As we age, the discs in our vertebrae degenerate (break down) due to normal wear and tear and overuse during our lifetime. If we happen to be overweight for a good share of our lives, the extra weight adds more stress on the spine; and sooner or later we develop serious back problems. Our lifestyle has a lot to do with the health of our spinal discs. For instance, people who smoke are more likely to have degenerative disc disease than people who don’t smoke.
Degenerative Disc Disease isn’t just an old age disease; the effects of DDD can be felt in individuals in their twenties and thirties. Some individuals never know they have DDD because they have no pain. When the wear and tear on the discs causes the discs to lose their fluid, this can cause the vertebral discs to move slightly. DDD often leads to another spinal condition called spinal spondylosis or spinal arthritis.
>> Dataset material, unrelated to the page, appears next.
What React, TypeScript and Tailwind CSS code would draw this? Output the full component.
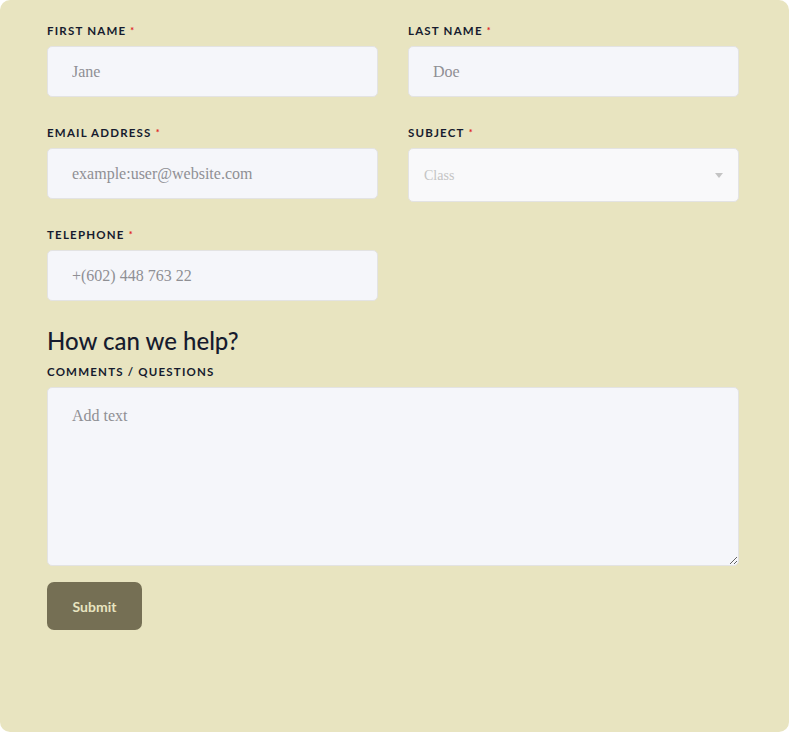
import React from "react";

const labelCls =
  "block text-[11.5px] font-bold tracking-[1.2px] uppercase text-[#161b2e] leading-[18px] mb-[6px] [font-family:Lato,'Open_Sans',sans-serif]";
const inputCls =
  "w-full h-[51px] rounded-[5px] border border-[#e3e3e3] bg-[#f5f6fa] pl-[24px] text-[16px] text-[#333] placeholder:text-[#8f8f94] outline-none [font-family:'Liberation_Serif','DejaVu_Serif',serif]";

function Label({ text, req = true }: { text: string; req?: boolean }) {
  return (
    <label className={labelCls}>
      {text}
      {req && <span className="text-[#e02020] ml-[4px] text-[9px] align-top">*</span>}
    </label>
  );
}

export default function App() {
  return (
    <div className="bg-white w-[789px] h-[740px]">
      <div className="bg-[#e8e4c0] w-[789px] h-[732px] rounded-[10px] pl-[47px] pr-[50px] pt-[22px]">
        <div className="grid grid-cols-[331px_331px] gap-x-[30px]">
          <div className="mb-[27px]">
            <Label text="First Name" />
            <input className={inputCls} placeholder="Jane" />
          </div>
          <div className="mb-[27px]">
            <Label text="Last Name" />
            <input className={inputCls} placeholder="Doe" />
          </div>
          <div className="mb-[24px]">
            <Label text="Email Address" />
            <input className={inputCls} placeholder="example:user@website.com" />
          </div>
          <div className="mb-[24px]">
            <Label text="Subject" />
            <div className="relative w-full h-[54px] rounded-[5px] border border-[#e3e3e3] bg-[#f9f9fa] flex items-center pl-[15px] text-[14px] text-[#c4c4c4] [font-family:'Liberation_Serif','DejaVu_Serif',serif]">
              Class
              <span className="absolute right-[15px] top-[24px] w-0 h-0 border-l-[4px] border-r-[4px] border-t-[5px] border-l-transparent border-r-transparent border-t-[#c4c4c4]" />
            </div>
          </div>
          <div>
            <Label text="Telephone" />
            <input className={inputCls} placeholder="+(602) 448 763 22" />
          </div>
        </div>
        <h2 className="mt-[25px] text-[24px] leading-[30px] font-medium text-[#161b2e] [font-family:Lato,'Open_Sans',sans-serif]">
          How can we help?
        </h2>
        <label className={labelCls + " mt-[7px] mb-[4px]"}>Comments / Questions</label>
        <textarea
          className="block w-full h-[179px] rounded-[5px] border border-[#e3e3e3] bg-[#f5f6fa] pl-[24px] pt-[16px] text-[16px] placeholder:text-[#8f8f94] outline-none [font-family:'Liberation_Serif','DejaVu_Serif',serif]"
          placeholder="Add text"
        />
        <button className="mt-[16px] w-[95px] h-[48px] rounded-[7px] bg-[#756f54] text-[#e8e4c0] text-[14px] font-bold [font-family:Lato,'Open_Sans',sans-serif]">
          Submit
        </button>
      </div>
    </div>
  );
}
Oftentimes, it isn’t age that causes us to develop degenerative arthritis; trauma from falls and injuries could be the catalyst to start you on the path to degenerative disc disease. Stress within the spine could cause tiny tears in the discs which could allow the fluid inside the discs to leak out. If this happens, you may feel intense pain from nerve compression. Degenerative disc disease can occur anywhere in the spine, but it most often occurs in the lower lumbar region (low back) of the spine and in the cervical spine (neck). DDD is seen far less commonly in the thoracic region of the spine.
Degenerative disc disease can be detected through visualization through X-rays and magnetic resonance imaging (MRI). An X-ray won’t show the discs, but the image will show the position the vertebrae are in, and if they are compressed, the radiologist will recognize the condition.
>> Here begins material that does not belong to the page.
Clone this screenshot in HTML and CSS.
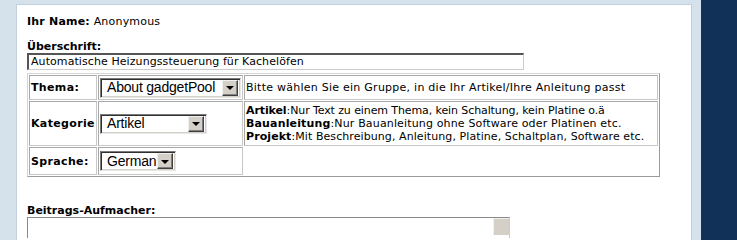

In DDD, degeneration from spontaneous or post-traumatic tears, fibrosis and collapse of the vertebral disc can lead to mechanical function failure resulting in low back pain. An individual suffering from degenerative disc disease often suffers leg pain when there is nerve compression involved.
Ways to protect your back when you suffer from degenerative joint disease
Never bend from your back to pick something up from the floor. It is very easy to injure or reinjure your back if you try to pick up something from the floor or do an exercise that requires you to bend from your back.
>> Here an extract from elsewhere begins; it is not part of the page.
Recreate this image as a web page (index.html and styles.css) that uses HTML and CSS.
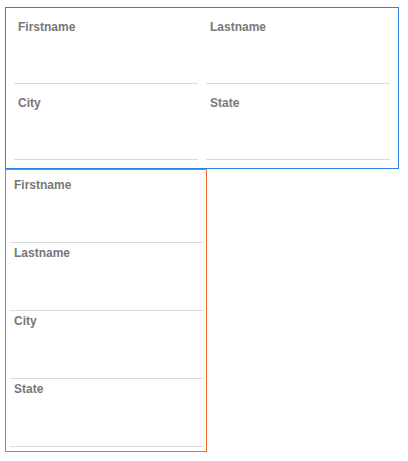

If you work in an office, make sure that the chair in which you sit is cushioned well and supports your back completely. Take rests when you need to; get up and walk to the water cooler or rest room. A minute or two away from your desk can be enough time to rest your back.
The furniture in your home should support your back. If your furniture causes your back to hurt, it may be time to look a new couch or chair. Maybe some strategically placed pillows will give enough support to your living room furniture to prevent back pain.
Just as sitting too long can cause back pain, so can standing too long. Try not to stand too long in one position. If your job requires you to stand, you may need to shift your weight from time to time. Sometimes, changing shoes can help shift your weight just enough to relieve back pain. People who must stand for most of their work day should wear back braces. Many jobs supply back braces for their employees.
You can help prevent back pain by doing some light exercise every day. If back pain persists, you could have swelling and inflammation of the nerve roots between the vertebral discs. Your doctor may inject a steroid medication into the area to relieve the inflammation. You may also be advised to take an oral anti-inflammatory medication which is either prescribed or bought over-the-counter.